Les centaines de milliers d'automobilistes québécois représentés dans un recours collectif visant un présumé cartel de l'essence qui aurait sévi de 2002 à 2006 dans 14 régions du Québec ont remporté une victoire importante en Cour d'appel. Ils pourront ainsi interroger l'enquêteur-chef du Bureau de la concurrence du Canada (BCC), et peut-être mettre la main sur des éléments de preuve d'une vaste enquête fédérale qui seront déterminants en vue de leur lointain procès.

L'organisme fédéral refusait mordicus que l'enquêteur-chef de l'enquête Octane soit contraint de comparaître à ce stade préliminaire des procédures, puisque le BCC n'est pas poursuivi ni n'est partie au dossier. Une question constitutionnelle était au coeur de ce complexe débat juridique: l'État fédéral jouit-il d'une immunité à l'égard des lois provinciales civiles? Non, puisque le « législateur a exprimé sa volonté de restreindre l'immunité de l'État fédéral » dans ce cas de figure, ont tranché les trois juges de la Cour d'appel dans leur jugement du 22 décembre qui vient confirmer la décision de la Cour supérieure. 

Même s'il « peut paraître inhabituel », cet interrogatoire préliminaire est crucial pour les plaignants du recours collectif.  

« À défaut de pouvoir interroger l'enquêteur-chef, leur recours collectif risque d'être tué dans l'oeuf, le Bureau étant le seul à détenir la preuve étayant leur thèse, s'il en est », souligne la Cour d'appel. 

L'Association pour la protection automobile et Daniel Thouin allèguent dans leur recours, autorisé en septembre 2012, que des pétrolières, des distributeurs et des détaillants auraient comploté pour s'entendre sur le prix de vente de l'essence à la pompe dans une vingtaine de villes, dont Québec, Rimouski, Trois-Rivières et Drummondville, de janvier 2002 à juin 2006. Ce recours s'ajoute à un autre recours intenté en 2008 pour un cartel de l'essence qui aurait sévi à Thetford Mines, Victoriaville, Sherbrooke et Magog. 

Dans cette affaire (le recours Jacques), la Cour suprême a d'ailleurs donné raison aux requérants, en octobre 2014, en autorisant l'utilisation des enregistrements d'écoute électronique effectués par le BCC durant l'enquête Octane. 

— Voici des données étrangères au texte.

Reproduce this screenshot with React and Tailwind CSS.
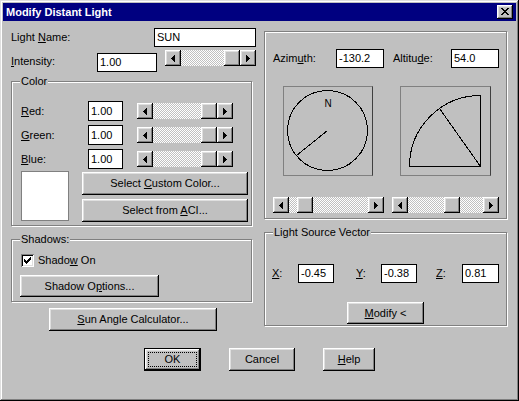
import React from "react";

const BEVEL =
  "bg-[#c0c0c0] shadow-[inset_-1px_-1px_#000,inset_1px_1px_#fff,inset_-2px_-2px_#808080,inset_2px_2px_#dfdfdf]";
const ETCHED =
  "border border-[#808080] shadow-[inset_1px_1px_#fff,1px_1px_#fff]";

function Px({ rects, w = 16, h = 16 }) {
  return (
    <svg width={w} height={h} viewBox={`0 0 ${w} ${h}`} shapeRendering="crispEdges">
      {rects.map(([x, y, rw, rh], i) => (
        <rect key={i} x={x} y={y} width={rw} height={rh} fill="#000" />
      ))}
    </svg>
  );
}

const LEFT = [
  [6, 8, 1, 1],
  [7, 7, 1, 3],
  [8, 6, 1, 5],
  [9, 5, 1, 7],
];
const RIGHT = [
  [6, 5, 1, 7],
  [7, 6, 1, 5],
  [8, 7, 1, 3],
  [9, 8, 1, 1],
];
const CLOSE = [
  [4, 3, 2, 1], [10, 3, 2, 1],
  [5, 4, 2, 1], [9, 4, 2, 1],
  [6, 5, 4, 1],
  [7, 6, 2, 1],
  [6, 7, 4, 1],
  [5, 8, 2, 1], [9, 8, 2, 1],
  [4, 9, 2, 1], [10, 9, 2, 1],
];
const CHECK = [
  [3, 5, 1, 3],
  [4, 6, 1, 3],
  [5, 7, 1, 3],
  [6, 6, 1, 3],
  [7, 5, 1, 3],
  [8, 4, 1, 3],
  [9, 3, 1, 3],
];

function Scrollbar({ className, thumb }) {
  return (
    <div className={`flex h-[16px] shrink-0 ${className}`}>
      <div className={`w-[16px] h-[16px] shrink-0 ${BEVEL}`}>
        <Px rects={LEFT} />
      </div>
      <div className="flex-1 flex bg-[image:repeating-conic-gradient(#c0c0c0_0_25%,#fff_0_50%)] bg-[length:2px_2px]">
        <div className={`w-[16px] h-[16px] shrink-0 ${BEVEL} ${thumb}`} />
      </div>
      <div className={`w-[16px] h-[16px] shrink-0 ${BEVEL}`}>
        <Px rects={RIGHT} />
      </div>
    </div>
  );
}

function Field({ className, children }) {
  return (
    <div
      className={`border border-black bg-white pl-[2px] flex items-center shrink-0 ${className}`}
    >
      {children}
    </div>
  );
}

function Btn({ className, children }) {
  return (
    <div className={`flex items-center justify-center shrink-0 ${BEVEL} ${className}`}>
      {children}
    </div>
  );
}

function GroupLabel({ children }) {
  return (
    <span className="absolute top-[-7px] left-[8px] px-[1px] bg-[#c0c0c0] leading-[13px]">
      {children}
    </span>
  );
}

export default function App() {
  return (
    <div className="w-[519px] h-[401px] bg-[#c0c0c0] flex flex-col overflow-hidden shadow-[inset_-1px_-1px_#000,inset_1px_1px_#dfdfdf,inset_-2px_-2px_#808080,inset_2px_2px_#fff] font-['Liberation_Sans',Arial,sans-serif] text-[11px] leading-[13px] text-black select-none">
      {/* Caption */}
      <div className="mx-[3px] mt-[3px] h-[18px] bg-[#000080] flex items-center pl-[3px] pr-[3px] shrink-0">
        <span className="text-white font-bold">Modify Distant Light</span>
        <div className={`ml-auto w-[16px] h-[14px] ${BEVEL}`}>
          <Px rects={CLOSE} w={16} h={14} />
        </div>
      </div>

      {/* Body */}
      <div className="flex items-start ml-[11px]">
        {/* Left column */}
        <div className="w-[246px] flex flex-col shrink-0">
          <div className="mt-[7px] flex items-center h-[19px]">
            <span className="w-[143px] shrink-0">
              Light <u>N</u>ame:
            </span>
            <Field className="w-[102px] h-[19px]">SUN</Field>
          </div>

          <div className="mt-[3px] flex items-start h-[22px]">
            <span className="w-[86px] mt-[5px] shrink-0">
              <u>I</u>ntensity:
            </span>
            <Field className="w-[60px] h-[19px] mt-[3px]">1.00</Field>
            <Scrollbar className="ml-[8px] w-[91px]" thumb="ml-auto" />
          </div>

          {/* Color group */}
          <div className={`relative mt-[9px] w-[241px] h-[145px] ${ETCHED} pl-[9px] pt-[19px] flex flex-col`}>
            <GroupLabel>Color</GroupLabel>
            <div className="flex items-center h-[20px]">
              <span className="w-[67px] shrink-0">
                <u>R</u>ed:
              </span>
              <Field className="w-[35px] h-[20px]">1.00</Field>
              <Scrollbar className="ml-[14px] w-[96px]" thumb="ml-auto" />
            </div>
            <div className="mt-[4px] flex items-center h-[20px]">
              <span className="w-[67px] shrink-0">
                <u>G</u>reen:
              </span>
              <Field className="w-[35px] h-[20px]">1.00</Field>
              <Scrollbar className="ml-[14px] w-[96px]" thumb="ml-auto" />
            </div>
            <div className="mt-[4px] flex items-center h-[20px]">
              <span className="w-[67px] shrink-0">
                <u>B</u>lue:
              </span>
              <Field className="w-[35px] h-[20px]">1.00</Field>
              <Scrollbar className="ml-[14px] w-[96px]" thumb="ml-auto" />
            </div>
            <div className="mt-[2px] flex items-start">
              <div className="w-[48px] h-[50px] border border-[#808080] bg-white shrink-0" />
              <div className="ml-[13px] mt-[1px] flex flex-col gap-[4px]">
                <Btn className="w-[166px] h-[23px]">
                  <span>
                    Select <u>C</u>ustom Color...
                  </span>
                </Btn>
                <Btn className="w-[166px] h-[23px]">
                  <span>
                    Select from <u>A</u>CI...
                  </span>
                </Btn>
              </div>
            </div>
          </div>

          {/* Shadows group */}
          <div className={`relative mt-[13px] w-[241px] h-[63px] ${ETCHED} pl-[9px] pt-[14px] flex flex-col`}>
            <GroupLabel>Shadows:</GroupLabel>
            <div className="flex items-center h-[13px]">
              <div className="w-[13px] h-[13px] bg-white shrink-0 shadow-[inset_1px_1px_#808080,inset_-1px_-1px_#fff,inset_2px_2px_#000,inset_-2px_-2px_#dfdfdf]">
                <Px rects={CHECK} w={13} h={13} />
              </div>
              <span className="ml-[4px]">
                Shado<u>w</u> On
              </span>
            </div>
            <Btn className="mt-[8px] ml-[-1px] w-[139px] h-[22px]">
              <span>
                Shadow O<u>p</u>tions...
              </span>
            </Btn>
          </div>

          <Btn className="mt-[6px] ml-[38px] w-[168px] h-[23px]">
            <span>
              <u>S</u>un Angle Calculator...
            </span>
          </Btn>
        </div>

        {/* Right column */}
        <div className="ml-[7px] w-[243px] flex flex-col shrink-0">
          <div className={`mt-[10px] w-[243px] h-[188px] ${ETCHED} pl-[8px] pt-[17px] flex flex-col`}>
            <div className="flex items-center h-[19px]">
              <span className="w-[63px] shrink-0">
                Azim<u>u</u>th:
              </span>
              <Field className="w-[48px] h-[19px]">-130.2</Field>
              <span className="ml-[9px] w-[58px] shrink-0">
                Altitu<u>d</u>e:
              </span>
              <Field className="w-[48px] h-[19px]">54.0</Field>
            </div>
            <div className="mt-[18px] flex">
              <div className="ml-[10px] w-[90px] h-[90px] border border-[#808080] border-r-[#404040] shrink-0">
                <svg width="88" height="88" viewBox="0 0 88 88">
                  <circle
                    cx="43.5"
                    cy="43.5"
                    r="40"
                    fill="none"
                    stroke="#000"
                    strokeWidth="1"
                    shapeRendering="crispEdges"
                  />
                  <text
                    x="44"
                    y="20"
                    textAnchor="middle"
                    fontSize="10"
                    fontFamily="Liberation Sans, Arial, sans-serif"
                    fill="#000"
                  >
                    N
                  </text>
                  <line
                    x1="43.5"
                    y1="43.5"
                    x2="12.5"
                    y2="68.5"
                    stroke="#000"
                    strokeWidth="1"
                    shapeRendering="crispEdges"
                  />
                </svg>
              </div>
              <div className="ml-[27px] w-[91px] h-[90px] border border-[#808080] border-r-[#404040] shrink-0">
                <svg width="89" height="88" viewBox="0 0 89 88">
                  <path
                    d="M 8.5 79.5 A 71 71 0 0 1 79.5 8.5 L 79.5 79.5 Z"
                    fill="none"
                    stroke="#000"
                    strokeWidth="1"
                    shapeRendering="crispEdges"
                  />
                  <line
                    x1="79.5"
                    y1="79.5"
                    x2="38.5"
                    y2="21.5"
                    stroke="#000"
                    strokeWidth="1"
                    shapeRendering="crispEdges"
                  />
                </svg>
              </div>
            </div>
            <div className="mt-[21px] flex">
              <Scrollbar className="w-[111px]" thumb="ml-[8px]" />
              <Scrollbar className="ml-[8px] w-[107px]" thumb="ml-[36px]" />
            </div>
          </div>

          {/* Light Source Vector */}
          <div className={`relative mt-[13px] w-[243px] h-[94px] ${ETCHED} pl-[7px] pt-[31px] flex flex-col`}>
            <GroupLabel>Light Source Vector</GroupLabel>
            <div className="flex items-center h-[19px]">
              <span className="w-[26px] shrink-0">
                <u>X</u>:
              </span>
              <Field className="w-[36px] h-[19px]">-0.45</Field>
              <span className="ml-[22px] w-[25px] shrink-0">
                <u>Y</u>:
              </span>
              <Field className="w-[36px] h-[19px]">-0.38</Field>
              <span className="ml-[19px] w-[26px] shrink-0">
                <u>Z</u>:
              </span>
              <Field className="w-[37px] h-[19px]">0.81</Field>
            </div>
            <Btn className="mt-[19px] ml-[75px] w-[77px] h-[22px]">
              <span>
                <u>M</u>odify &lt;
              </span>
            </Btn>
          </div>
        </div>
      </div>

      {/* Bottom buttons */}
      <div className="mt-[17px] ml-[144px] flex">
        <div className="relative w-[57px] h-[23px] border border-black shrink-0 flex items-center justify-center bg-[#c0c0c0] shadow-[inset_-1px_-1px_#000,inset_1px_1px_#fff,inset_-2px_-2px_#808080,inset_2px_2px_#dfdfdf]">
          <span className="absolute top-[3px] left-[3px] right-[3px] bottom-[3px] border border-dotted border-black" />
          <span>OK</span>
        </div>
        <Btn className="ml-[28px] w-[66px] h-[23px]">
          <span>Cancel</span>
        </Btn>
        <Btn className="ml-[28px] w-[52px] h-[23px]">
          <span>
            <u>H</u>elp
          </span>
        </Btn>
      </div>
    </div>
  );
}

Une montagne de conversations interceptées 

Cette immense preuve est également la clé de voûte du recours intenté par M. Thouin et l'Association: 220 000 conversations interceptées de 2001 à 2007 et 630 000 pages de document. Ces éléments de preuve ont permis de porter des accusations criminelles contre une cinquantaine de personnes qui auraient participé à un cartel de l'essence dans les quatre villes visées par le recours Jacques. 

Or, parmi cette montagne de conversations, il est fort possible que le BCC détienne des enregistrements susceptibles d'être utilisés dans le recours Thouin. Ainsi, en interrogeant l'enquêteur-chef, les avocats pourront confirmer l'existence de ces enregistrements. Cela ne leur garantit toutefois pas de pouvoir mettre la main sur ces preuves par la suite. 

« Refuser l'interrogatoire préalable de l'enquêteur-chef [...] pourrait favoriser les intérêts des individus ou sociétés qui, par des ententes secrètes, fixent le prix de biens et de services au préjudice de l'ensemble des consommateurs. Priver les consommateurs de l'information détenue par le Bureau pourrait rendre, en certains cas, de tels recours illusoires », peut-on lire dans le jugement.